AVAILABLE DATA –
## START

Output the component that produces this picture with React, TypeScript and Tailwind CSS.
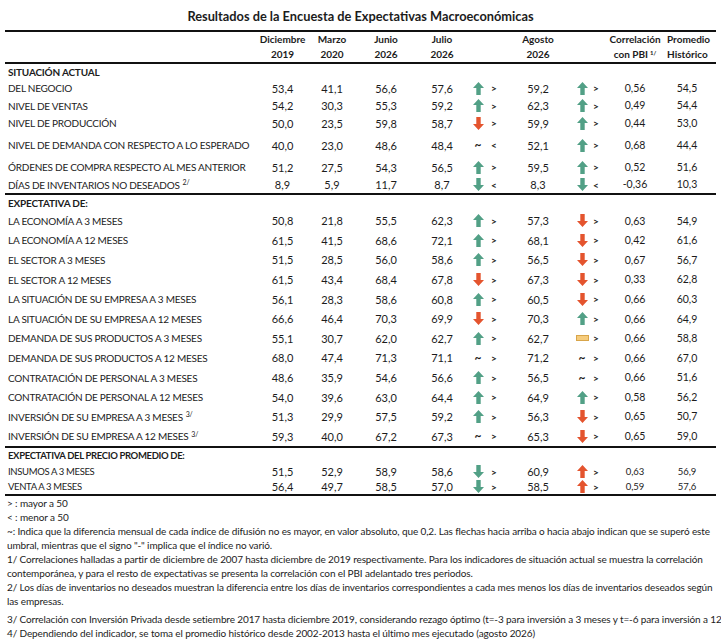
import React from "react";

type Ind = "gu" | "gd" | "ru" | "rd" | "t" | "y";

const GREEN = "#52a086";
const RED = "#e4542e";

function Arrow({ ind }: { ind: Ind }) {
  if (ind === "t") {
    return <span className="text-[12px] font-bold leading-none">~</span>;
  }
  if (ind === "y") {
    return <span className="block h-[6px] w-[13px] border border-[#d8a54a] bg-[#f6cc7c]" />;
  }
  const up = ind === "gu" || ind === "ru";
  const color = ind === "gu" || ind === "gd" ? GREEN : RED;
  return (
    <svg width="11" height="13" viewBox="0 0 11 13" className="block">
      <path
        d={
          up
            ? "M5.5 0 L11 6 L7.7 6 L7.7 13 L3.3 13 L3.3 6 L0 6 Z"
            : "M5.5 13 L11 7 L7.7 7 L7.7 0 L3.3 0 L3.3 7 L0 7 Z"
        }
        fill={color}
      />
    </svg>
  );
}

type RowData = {
  l: string;
  sup?: string;
  v: string[];
  a1: Ind;
  s1: string;
  ag: string;
  a2: Ind;
  s2: string;
  c: string;
  h: string;
  cls: string;
};

const GRID =
  "grid grid-cols-[252px_49px_50px_58px_54px_18px_14px_74px_14px_14px_64px_40px] items-center";

function Row({ r, small }: { r: RowData; small?: boolean }) {
  return (
    <div className={`${GRID} ${r.cls}`}>
      <div
        className={
          small
            ? "pl-[2px] whitespace-nowrap text-[9.5px] tracking-[-0.35px]"
            : "pl-[2px] whitespace-nowrap text-[10px] tracking-[-0.25px]"
        }
      >
        {r.l}
        {r.sup ? <sup className="ml-[3px] text-[7px]">{r.sup}</sup> : null}
      </div>
      {r.v.map((x, i) => (
        <div key={i} className="text-center">
          {x}
        </div>
      ))}
      <div className="flex justify-center">
        <Arrow ind={r.a1} />
      </div>
      <div className="text-center font-bold text-[10px]">{r.s1}</div>
      <div className="text-center">{r.ag}</div>
      <div className="flex justify-center">
        <Arrow ind={r.a2} />
      </div>
      <div className="text-center font-bold text-[10px]">{r.s2}</div>
      <div className={small ? "text-center text-[9.5px]" : "text-center text-[10.5px]"}>{r.c}</div>
      <div className={small ? "text-center text-[9.5px]" : "text-center text-[10.5px]"}>{r.h}</div>
    </div>
  );
}

const sit: RowData[] = [
  { l: "DEL NEGOCIO", v: ["53,4", "41,1", "56,6", "57,6"], a1: "gu", s1: ">", ag: "59,2", a2: "gu", s2: ">", c: "0,56", h: "54,5", cls: "h-[18px]" },
  { l: "NIVEL DE VENTAS", v: ["54,2", "30,3", "55,3", "59,2"], a1: "gu", s1: ">", ag: "62,3", a2: "gu", s2: ">", c: "0,49", h: "54,4", cls: "h-[17px]" },
  { l: "NIVEL DE PRODUCCIÓN", v: ["50,0", "23,5", "59,8", "58,7"], a1: "rd", s1: ">", ag: "59,9", a2: "gu", s2: ">", c: "0,44", h: "53,0", cls: "h-[18px]" },
  { l: "NIVEL DE DEMANDA CON RESPECTO A LO ESPERADO", v: ["40,0", "23,0", "48,6", "48,4"], a1: "t", s1: "<", ag: "52,1", a2: "gu", s2: ">", c: "0,68", h: "44,4", cls: "h-[26px]" },
  { l: "ÓRDENES DE COMPRA RESPECTO AL MES ANTERIOR", v: ["51,2", "27,5", "54,3", "56,5"], a1: "gu", s1: ">", ag: "59,5", a2: "gu", s2: ">", c: "0,52", h: "51,6", cls: "h-[18px]" },
  { l: "DÍAS DE INVENTARIOS NO DESEADOS", sup: "2/", v: ["8,9", "5,9", "11,7", "8,7"], a1: "gd", s1: "<", ag: "8,3", a2: "gd", s2: "<", c: "-0,36", h: "10,3", cls: "h-[17px]" },
];

const H = "h-[19.6px]";
const exp: RowData[] = [
  { l: "LA ECONOMÍA A 3 MESES", v: ["50,8", "21,8", "55,5", "62,3"], a1: "gu", s1: ">", ag: "57,3", a2: "rd", s2: ">", c: "0,63", h: "54,9", cls: H },
  { l: "LA ECONOMÍA A 12 MESES", v: ["61,5", "41,5", "68,6", "72,1"], a1: "gu", s1: ">", ag: "68,1", a2: "rd", s2: ">", c: "0,42", h: "61,6", cls: H },
  { l: "EL SECTOR A 3 MESES", v: ["51,5", "28,5", "56,0", "58,6"], a1: "gu", s1: ">", ag: "56,5", a2: "rd", s2: ">", c: "0,67", h: "56,7", cls: H },
  { l: "EL SECTOR A 12 MESES", v: ["61,5", "43,4", "68,4", "67,8"], a1: "rd", s1: ">", ag: "67,3", a2: "rd", s2: ">", c: "0,33", h: "62,8", cls: H },
  { l: "LA SITUACIÓN DE SU EMPRESA A 3 MESES", v: ["56,1", "28,3", "58,6", "60,8"], a1: "gu", s1: ">", ag: "60,5", a2: "rd", s2: ">", c: "0,66", h: "60,3", cls: H },
  { l: "LA SITUACIÓN DE SU EMPRESA A 12 MESES", v: ["66,6", "46,4", "70,3", "69,9"], a1: "rd", s1: ">", ag: "70,3", a2: "gu", s2: ">", c: "0,66", h: "64,9", cls: H },
  { l: "DEMANDA DE SUS PRODUCTOS A 3 MESES", v: ["55,1", "30,7", "62,0", "62,7"], a1: "gu", s1: ">", ag: "62,7", a2: "y", s2: ">", c: "0,66", h: "58,8", cls: H },
  { l: "DEMANDA DE SUS PRODUCTOS A 12 MESES", v: ["68,0", "47,4", "71,3", "71,1"], a1: "t", s1: ">", ag: "71,2", a2: "t", s2: ">", c: "0,66", h: "67,0", cls: H },
  { l: "CONTRATACIÓN DE PERSONAL A 3 MESES", v: ["48,6", "35,9", "54,6", "56,6"], a1: "gu", s1: ">", ag: "56,5", a2: "t", s2: ">", c: "0,66", h: "51,6", cls: H },
  { l: "CONTRATACIÓN DE PERSONAL A 12 MESES", v: ["54,0", "39,6", "63,0", "64,4"], a1: "gu", s1: ">", ag: "64,9", a2: "gu", s2: ">", c: "0,58", h: "56,2", cls: H },
  { l: "INVERSIÓN DE SU EMPRESA A 3 MESES", sup: "3/", v: ["51,3", "29,9", "57,5", "59,2"], a1: "gu", s1: ">", ag: "56,3", a2: "rd", s2: ">", c: "0,65", h: "50,7", cls: H },
  { l: "INVERSIÓN DE SU EMPRESA A 12 MESES", sup: "3/", v: ["59,3", "40,0", "67,2", "67,3"], a1: "t", s1: ">", ag: "65,3", a2: "rd", s2: ">", c: "0,65", h: "59,0", cls: H },
];

const precio: RowData[] = [
  { l: "INSUMOS A 3 MESES", v: ["51,5", "52,9", "58,9", "58,6"], a1: "gd", s1: ">", ag: "60,9", a2: "ru", s2: ">", c: "0,63", h: "56,9", cls: "h-[15px]" },
  { l: "VENTA A 3 MESES", v: ["56,4", "49,7", "58,5", "57,0"], a1: "gd", s1: ">", ag: "58,5", a2: "ru", s2: ">", c: "0,59", h: "57,6", cls: "h-[15px]" },
];

function Line() {
  return <div className="mx-[5px] h-[2px] bg-[#111]" />;
}

export default function App() {
  return (
    <div className="w-[721px] h-[642px] overflow-hidden bg-white text-[#1c1c1c] font-['Lato','Noto_Sans',sans-serif] text-[11px] leading-none">
      <div className="pt-[8px] h-[30px] text-center text-[12.8px] font-bold leading-[16px]">
        Resultados de la Encuesta de Expectativas Macroeconómicas
      </div>
      <Line />
      <div className="ml-[6px]">
        <div className={`${GRID} h-[30px] font-bold text-[10px] leading-[15px]`}>
          <div />
          <div className="text-center">Diciembre<br />2019</div>
          <div className="text-center">Marzo<br />2020</div>
          <div className="text-center">Junio<br />2026</div>
          <div className="text-center">Julio<br />2026</div>
          <div />
          <div />
          <div className="text-center">Agosto<br />2026</div>
          <div />
          <div />
          <div className="text-center whitespace-nowrap">
            Correlación<br />con PBI<sup className="ml-[2px] text-[6px]">1/</sup>
          </div>
          <div className="text-center whitespace-nowrap">Promedio<br />Histórico</div>
        </div>
      </div>
      <Line />
      <div className="ml-[6px]">
        <div className="h-[15px] flex items-center pl-[2px] font-bold text-[10px] tracking-[-0.2px]">SITUACIÓN ACTUAL</div>
        {sit.map((r) => (
          <Row key={r.l} r={r} />
        ))}
      </div>
      <Line />
      <div className="ml-[6px]">
        <div className="h-[16px] flex items-center pl-[2px] font-bold text-[10px] tracking-[-0.2px]">EXPECTATIVA DE:</div>
        {exp.map((r) => (
          <Row key={r.l} r={r} />
        ))}
      </div>
      <Line />
      <div className="ml-[6px]">
        <div className="h-[16px] flex items-center pl-[2px] font-bold text-[9.5px] tracking-[-0.35px]">
          EXPECTATIVA DEL PRECIO PROMEDIO DE:
        </div>
        {precio.map((r) => (
          <Row key={r.l} r={r} small />
        ))}
      </div>
      <Line />
      <div className="pl-[7px] text-[10px] tracking-[-0.12px] leading-[14px] whitespace-nowrap">
        <div>&gt; : mayor a 50</div>
        <div>&lt; : menor a 50</div>
        <div>~: Indica que la diferencia mensual de cada índice de difusión no es mayor, en valor absoluto, que 0,2. Las flechas hacia arriba o hacia abajo indican que se superó este</div>
        <div>umbral, mientras que el signo "-" implica que el índice no varió.</div>
        <div>1/ Correlaciones halladas a partir de diciembre de 2007 hasta diciembre de 2019 respectivamente. Para los indicadores de situación actual se muestra la correlación</div>
        <div>contemporánea, y para el resto de expectativas se presenta la correlación con el PBI adelantado tres periodos.</div>
        <div>2/ Los días de inventarios no deseados muestran la diferencia entre los días de inventarios correspondientes a cada mes menos los días de inventarios deseados según</div>
        <div>las empresas.</div>
        <div className="mt-[4px]">3/ Correlación con Inversión Privada desde setiembre 2017 hasta diciembre 2019, considerando rezago óptimo (t=-3 para inversión a 3 meses y t=-6 para inversión a 12 meses).</div>
        <div>4/ Dependiendo del indicador, se toma el promedio histórico desde 2002-2013 hasta el último mes ejecutado (agosto 2026)</div>
      </div>
    </div>
  );
}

## END

AIM OF THE TASK – Go through the listing above and locate each line that holds the word "React". Copy those lines.

OUTPUT OF THE TASK –
Output the component that produces this picture with React, TypeScript and Tailwind CSS.
import React from "react";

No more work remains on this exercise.